───── Records provided
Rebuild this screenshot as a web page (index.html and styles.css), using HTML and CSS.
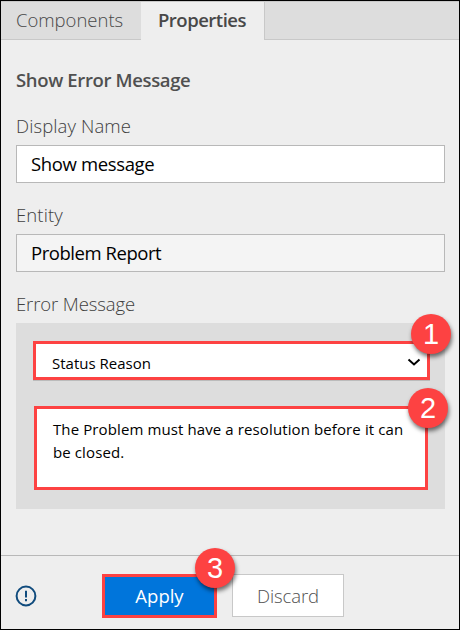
FILE: index.html
```html
<!DOCTYPE html>
<html lang="en">
<head>
<meta charset="utf-8">
<title>Properties</title>
<link rel="stylesheet" href="styles.css">
</head>
<body>
<main class="window">
  <nav class="tabs">
    <div class="tab tab-components"><span>Components</span></div>
    <div class="tab tab-active"><span>Properties</span></div>
    <div class="tab-fill"></div>
  </nav>
  <section class="content">
    <h1 class="heading"><span>Show Error Message</span></h1>
    <div class="label label-name"><span>Display Name</span></div>
    <div class="field field-name"><span>Show message</span></div>
    <div class="label label-entity"><span>Entity</span></div>
    <div class="field field-readonly"><span>Problem Report</span></div>
    <div class="label label-error"><span>Error Message</span></div>
    <div class="panel">
      <div class="select">
        <span>Status Reason</span>
        <svg class="chevron" width="14" height="9" viewBox="0 0 14 9"><path d="M1.5 1.5 L7 6.5 L12.5 1.5"/></svg>
        <b class="badge badge-one">1</b>
      </div>
      <div class="message">
        <span class="line-one">The Problem must have a resolution before it can</span><br>
        <span class="line-two">be closed.</span>
        <b class="badge badge-two">2</b>
      </div>
    </div>
  </section>
  <footer class="footer">
    <svg class="info" width="22" height="22" viewBox="0 0 22 22"><circle cx="11" cy="11" r="9.4"/><path d="M11 5.8V12.4M11 14.1V16.2"/></svg>
    <div class="button apply"><span>Apply</span><b class="badge badge-three">3</b></div>
    <div class="button discard"><span>Discard</span></div>
  </footer>
</main>
</body>
</html>
```
FILE: styles.css
```css
* { box-sizing: border-box; }
body { margin: 0; font-family: "Open Sans", "Noto Sans", sans-serif; font-size: 18px; color: #000; }
.window { width: 460px; height: 630px; border: 1px solid #000; background: #eee; display: flex; flex-direction: column; }
span { white-space: nowrap; }

.tabs { display: flex; height: 39px; border-top: 1px solid #c8c8c8; color: #484848; line-height: 36px; }
.tab { padding-left: 15px; }
.tab-components { width: 140px; background: #ddd; border-bottom: 1px solid #c8c8c8; font-size: 18.5px; font-weight: 330; }
.tab-components span { letter-spacing: -.02px; }
.tab-active { width: 124px; padding-left: 17px; border-right: 1px solid #c8c8c8; font-size: 18.5px; font-weight: 600; }
.tab-active span { letter-spacing: -.5px; }
.tab-fill { flex: 1; background: #ddd; border-bottom: 1px solid #c8c8c8; }

.content { padding: 0 14px 0 15px; height: 515px; }
.heading { margin: 28px 0 0; height: 24px; line-height: 24px; font-size: 18.5px; font-weight: 600; color: #505050; }
.heading span { letter-spacing: -.36px; }
.label { height: 24px; line-height: 24px; color: #404040; font-size: 18.5px; font-weight: 330; letter-spacing: .1px; }
.label-name { margin-top: 22px; }
.label-entity { margin-top: 20px; }
.label-error { margin-top: 20px; }
.label-error span { letter-spacing: -.1px; }
.field { height: 38px; margin-top: 7px; border: 1px solid #b8b8b8; background: #fff; padding-left: 14px; line-height: 36px; font-size: 18.5px; letter-spacing: -.36px; }
.field-readonly { background: #f4f4f4; letter-spacing: -.45px; }
.panel { height: 186px; margin-top: 7px; padding: 18px 15px 0 17px; background: #ddd; }

.select { position: relative; width: 397px; height: 39px; border: 3px solid #fd4242; background: #fff; box-shadow: 0 1px 0 #bbb; display: flex; justify-content: space-between; align-items: center; padding: 5px 6px 0 16px; font-size: 15px; }
.chevron { fill: none; stroke: #000; stroke-width: 2; margin-bottom: 1px; }
.message { position: relative; width: 394px; height: 84px; margin: 26px 0 0 1px; border: 3px solid #fd4242; background: #fff; padding: 9px 0 0 16px; font-size: 15px; line-height: 23px; letter-spacing: .11px; }

.badge { position: absolute; width: 40px; height: 40px; border-radius: 50%; background: #fd4242; color: #fff; font: 29px/40px "Liberation Sans", sans-serif; text-align: center; box-shadow: 1px 3px 4px rgba(0,0,0,.55); }
.badge-one { left: 375px; top: -30px; }
.badge-two { left: 371px; top: -21px; }
.badge-three { left: 90px; top: -29px; }

.footer { flex: 1; display: flex; border-top: 1px solid #b8b8b8; padding: 18px 0 0 14px; }
.info { margin-top: 11px; fill: none; stroke: #104b7d; stroke-width: 2; }
.button { height: 43px; text-align: center; font-size: 18.5px; }
.apply { position: relative; width: 115px; height: 44px; margin-left: 65px; border: 3px solid #fd4242; background: #0075db; color: #fff; line-height: 37px; }
.discard { width: 112px; margin-left: 15px; border: 1px solid #c8c8c8; background: #fff; color: #505050; line-height: 42px; font-weight: 330; letter-spacing: -.1px; }
```
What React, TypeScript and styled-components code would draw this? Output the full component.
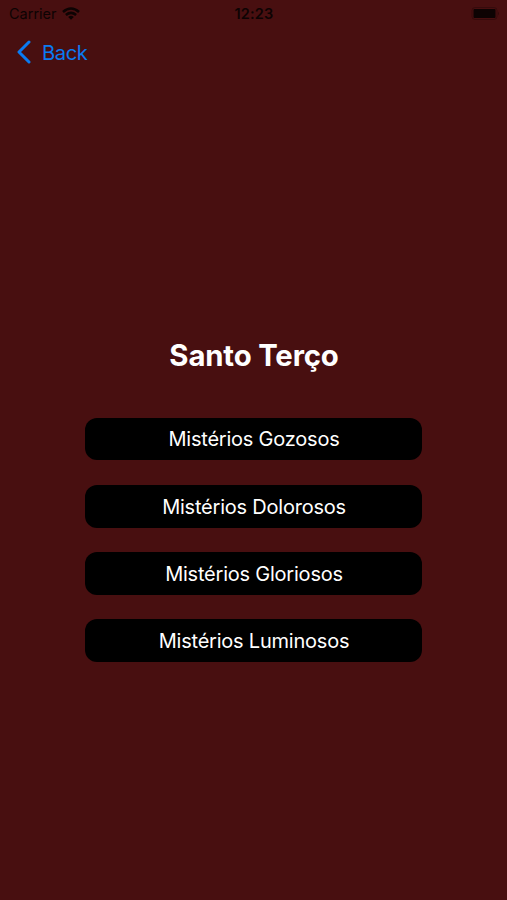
import React from "react";
import styled, { createGlobalStyle } from "styled-components";

const GlobalStyle = createGlobalStyle`
  * { box-sizing: border-box; }
  body { margin: 0; background: #480f10; }
`;

const Screen = styled.div`
  width: 507px;
  height: 900px;
  display: flex;
  flex-direction: column;
  background: #480f10;
  font-family: Inter, sans-serif;
  overflow: hidden;
`;

const StatusBar = styled.header`
  display: grid;
  grid-template-columns: 1fr auto 1fr;
  align-items: center;
  height: 27px;
  padding: 0 8px 0 9px;
  color: #0d0303;
  font-size: 14.5px;
`;

const Carrier = styled.div`
  display: flex;
  align-items: center;
  gap: 5px;
`;

const Clock = styled.time`
  font-weight: 600;
  letter-spacing: 0.2px;
`;

const BatteryIcon = styled.svg`
  justify-self: end;
`;

const BackButton = styled.button`
  display: flex;
  align-items: center;
  align-self: flex-start;
  gap: 10px;
  height: 50px;
  padding: 0 16px;
  border: 0;
  background: none;
  color: #0a7bf2;
  font: 400 20.2px Inter, sans-serif;
  letter-spacing: -0.45px;
`;

const Content = styled.main`
  display: flex;
  flex-direction: column;
  align-items: center;
  padding-top: 260px;
`;

const Title = styled.h1`
  margin: 0 0 42.6px;
  padding-left: 1px;
  color: #fff;
  font-size: 29.3px;
  line-height: 38px;
  font-weight: 700;
  letter-spacing: -0.15px;
`;

const MysteryList = styled.nav`
  display: flex;
  flex-direction: column;
  gap: 24.5px;
`;

const MysteryButton = styled.button`
  width: 337.5px;
  height: 42.75px;
  padding: 1px 0 0 1px;
  border: 0;
  border-radius: 12px;
  background: #000;
  color: #fff;
  font: 400 20px Inter, sans-serif;
  letter-spacing: -0.22px;
`;

const mysteries = ["Mistérios Gozosos", "Mistérios Dolorosos", "Mistérios Gloriosos", "Mistérios Luminosos"];

export default function App() {
  return (
    <Screen>
      <GlobalStyle />
      <StatusBar>
        <Carrier>
          <span>Carrier</span>
          <svg width="18" height="13" viewBox="0 0 18 13" fill="none" stroke="currentColor" strokeWidth="2.6">
            <path d="M1 4.9Q9-1.9 17 4.9M3.9 8Q9 3.8 14.1 8" />
            <path d="M6.2 10Q9 7.7 11.8 10L9 12.8Z" fill="currentColor" stroke="none" />
          </svg>
        </Carrier>
        <Clock>12:23</Clock>
        <BatteryIcon width="28" height="13" viewBox="0 0 28 13" fill="currentColor">
          <rect x="1" y="0.5" width="25" height="12" rx="3" fill="none" stroke="currentColor" strokeOpacity="0.3" />
          <rect x="2.5" y="2" width="22" height="9" rx="1" />
          <path d="M27 4.5q2 2 0 4z" opacity="0.35" />
        </BatteryIcon>
      </StatusBar>
      <BackButton>
        <svg width="16" height="24" viewBox="0 0 16 24" fill="none" stroke="currentColor" strokeWidth="3" strokeLinecap="round" strokeLinejoin="round">
          <path d="M13 2L3 12L13 22" />
        </svg>
        <span>Back</span>
      </BackButton>
      <Content>
        <Title>Santo Terço</Title>
        <MysteryList>
          {mysteries.map((name) => <MysteryButton key={name}>{name}</MysteryButton>)}
        </MysteryList>
      </Content>
    </Screen>
  );
}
──────────
Check each line above for the word "this", and copy the lines where it appears.

_Solution_
Rebuild this screenshot as a web page (index.html and styles.css), using HTML and CSS.
What React, TypeScript and styled-components code would draw this? Output the full component.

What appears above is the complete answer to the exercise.